Overlooking Blindness

Mary and I were at the park when a mother and her two children came. I could tell almost immediately that the older child was blind. He sat down in the sand and started playing. Mary went up to him, picked up his sand pails and asked him if she could play. While playing, Mary never recognized that he was blind. She would talk with him and never noticed that he did not "look" at her. She would say "look at..." and did not notice that he was feeling it instead of
looking at it. At one point, after about 10 minutes, she moved to another spot in the sand and asked him to come over. He made his way over to where she was, thanks to her non-stop talking, and she did not notice his arms being out and that he did not walk directly to her.
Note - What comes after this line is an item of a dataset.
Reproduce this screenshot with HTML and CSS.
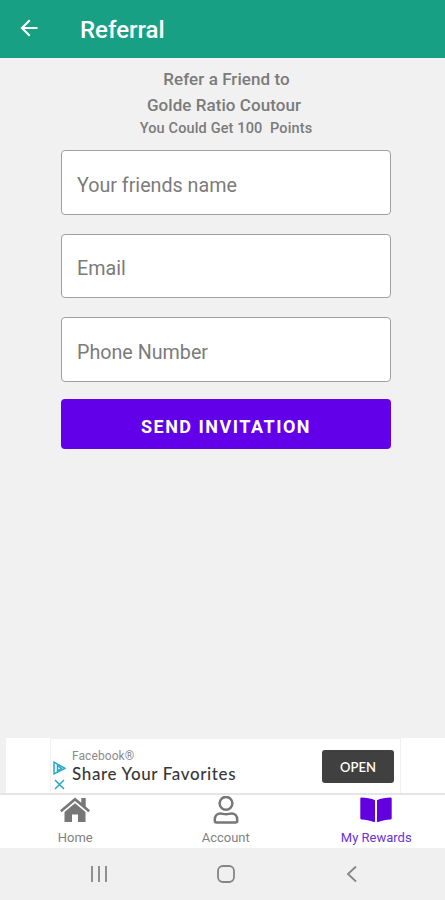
FILE: index.html
```html
<!DOCTYPE html>
<html lang="en">
<head>
<meta charset="utf-8">
<title>Referral</title>
<link rel="stylesheet" href="styles.css">
</head>
<body>
<div class="screen">
  <header class="app-bar">
    <svg class="back" width="18" height="18" viewBox="0 0 18 18"><path d="M17.5 9H2M9.700 1.200 1.900 9l7.800 7.800"/></svg>
    <h1><span>Referral</span></h1>
  </header>
  <main>
    <div class="intro">
      <p class="lead"><span>Refer a Friend to</span></p>
      <p class="shop"><span>Golde Ratio Coutour</span></p>
      <p class="points"><span>You Could Get 100&nbsp; Points</span></p>
    </div>
    <form class="form">
      <div class="field name"><span>Your friends name</span></div>
      <div class="field email"><span>Email</span></div>
      <div class="field phone"><span>Phone Number</span></div>
      <button type="button" class="send"><span>SEND INVITATION</span></button>
    </form>
  </main>
  <aside class="ad">
    <div class="ad-card">
      <div class="ad-marks">
        <svg width="13" height="14" viewBox="0 0 13 14"><path d="M1 1.2v11.6L12 7.4Z"/><path d="M4.5 4.3v5.8l4-2.7z"/></svg>
        <svg width="11" height="11" viewBox="0 0 11 11"><path d="m1 1 9 9m0-9-9 9"/></svg>
      </div>
      <div class="ad-copy">
        <div class="brand"><span>Facebook®</span></div>
        <div class="tagline"><span>Share Your Favorites</span></div>
      </div>
      <div class="open"><span>OPEN</span></div>
    </div>
  </aside>
  <nav class="tabs">
    <div class="tab">
      <svg width="32" height="28" viewBox="0 0 32 28"><path d="M16 1.5 1 14.2l1.6 2L16 5l13.4 11.2 1.6-2-4.3-3.7V2h-4.4v4.8Z"/><path d="M16 7.3 5.5 16v10H13v-7.5h6V26h7.5V16Z"/></svg>
      <span class="home">Home</span>
    </div>
    <div class="tab">
      <svg class="line" width="32" height="28" viewBox="0 0 32 28"><circle cx="16" cy="7.3" r="6.4"/><path d="M6.500 26.500q-1.700 0-1.700-1.700v-1.300c0-3.600 2.400-6 5.500-6 2.200 0 3 .8 5.700.8s3.500-.8 5.700-.8c3.100 0 5.500 2.400 5.500 6v1.300q0 1.700-1.700 1.700Z"/></svg>
      <span class="account">Account</span>
    </div>
    <div class="tab active">
      <svg width="32" height="28" viewBox="0 0 32 28"><path d="M15 4.200C11.700 2.500 5.500 1.700 1.400 1.600Q.3 1.600.3 2.700v19.500q0 1.100 1.100 1.200c4.200.2 8.800.8 12.200 2.500.8.400 1.400.1 1.400-.7ZM17 4.200c3.300-1.700 9.500-2.500 13.600-2.600q1.100 0 1.100 1.100v19.500q0 1.100-1.100 1.200c-4.200.2-8.800.8-12.200 2.500-.8.400-1.400.1-1.400-.7Z"/></svg>
      <span class="rewards">My Rewards</span>
    </div>
  </nav>
  <footer class="system">
    <svg width="18" height="18" viewBox="0 0 18 18"><path d="M2 1v16M9 1v16M16 1v16"/></svg>
    <svg width="18" height="18" viewBox="0 0 18 18"><rect x="1" y="1" width="16" height="16" rx="5"/></svg>
    <svg width="18" height="18" viewBox="0 0 18 18"><path d="M13 1.500 5 9l8 7.500"/></svg>
  </footer>
</div>
</body>
</html>
```

FILE: styles.css
```css
* { box-sizing: border-box; }
body { margin: 0; background: #f1f1f1; font-family: Roboto, sans-serif; color: #7b7b7b; }
h1, p { margin: 0; }
span { white-space: pre; }
.screen { width: 445px; height: 900px; display: flex; flex-direction: column; overflow: hidden; }

.app-bar { height: 58px; flex: none; background: #18a085; display: flex; align-items: center; padding: 2px 0 0 20px; color: #fff; }
.back { fill: none; stroke: #fff; stroke-width: 2; margin-top: -4px; }
h1 { margin-left: 42px; font-size: 24px; line-height: 30px; font-weight: 500; }

main { flex: 1; }
.intro { padding-top: 8px; text-align: center; font-weight: 500; }
.lead, .shop { font-size: 17px; line-height: 26px; padding-left: 8px; letter-spacing: .06px; }
.shop { padding-left: 3px; }
.points { font-size: 14.500px; line-height: 20px; padding: 1px 0 0 7px; letter-spacing: .15px; }

.form { margin: 11px 54px 0 61px; display: flex; flex-direction: column; }
.field { height: 65px; margin-bottom: 18px; padding: 6px 0 0 15px; border: 1.500px solid #a0a0a0; border-radius: 4px; background: #fff; display: flex; align-items: center; font-size: 19.700px; color: #7b7b7b; }
.email { margin: 1px 0 19px; height: 64px; padding-top: 4px; }
.phone { margin-bottom: 17px; }
.send { height: 50px; padding: 4px 0 0; border: 0; border-radius: 4px; background: #6200ea; color: #fff; font: 700 18px Roboto, sans-serif; letter-spacing: 1.500px; }

.ad { height: 55px; flex: none; margin-left: 6px; padding-left: 44px; background: #fff; }
.ad-card { width: 351px; height: 55px; border: solid #f1f1f1; border-width: 1px 1px 0; display: flex; }
.ad-marks { width: 21px; padding-top: 22px; display: flex; flex-direction: column; align-items: center; gap: 4px; padding-right: 4px; }
.ad-marks svg { flex: none; fill: none; stroke: #25a9c9; stroke-width: 1.500; }
.ad-copy { flex: 1; padding-top: 9px; }
.brand { font: 12px/16px Roboto, sans-serif; color: #8b8b8b; letter-spacing: .08px; }
.tagline { font: 500 17px/20px Lato, sans-serif; color: #383838; letter-spacing: .63px; }
.open { width: 72px; height: 33px; margin: 11px 6px 0 0; border-radius: 3px; background: #404040; color: #fff; display: flex; align-items: center; justify-content: center; font: 600 13px Lato, sans-serif; }

.tabs { height: 55px; flex: none; background: #fff; border-top: 2px solid #e5e5e5; display: grid; grid-template-columns: repeat(3, 150.500px); }
.tab { display: flex; flex-direction: column; align-items: center; padding-top: 1px; font-size: 13px; line-height: 17px; color: #828282; }
.tab svg { fill: #777; }
.tab svg.line { fill: none; stroke: #777; stroke-width: 2.500; }
.tab span { margin-top: 5px; }
.tab.active { color: #6a32d8; }
.tab.active svg { fill: #6200e0; }

.system { height: 52px; flex: none; background: #f0f0f0; display: flex; align-items: center; padding-left: 90px; gap: 108.500px; }
.system svg { fill: none; stroke: #858585; stroke-width: 1.800; }
```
His brother and she were playing on the adaptive swing and he felt his way over to where they were and started pushing her by holding the chains instead of pushing with his hands from behind. While he was pushing her she stood up in the chair. He did not react to her standing up. She did not notice the way he walked over to them, that he was not pushing the swing like other children push it and that he did not see that she was standing up in the swing.

After about 30 minutes of playing with him and his brother, she wanted them to go to the swings across the park. She started to run over to them. I stopped her and suggested that she offer to hold his hand. When she asked why I told her that he couldn't see well. She asked me "How do you know?". I told her that his mother told me and his mother said that he didn't make eye contact. His mother's statement hit me like a bag of bricks. It was then that I fully understood that she is almost completely unable to read body language.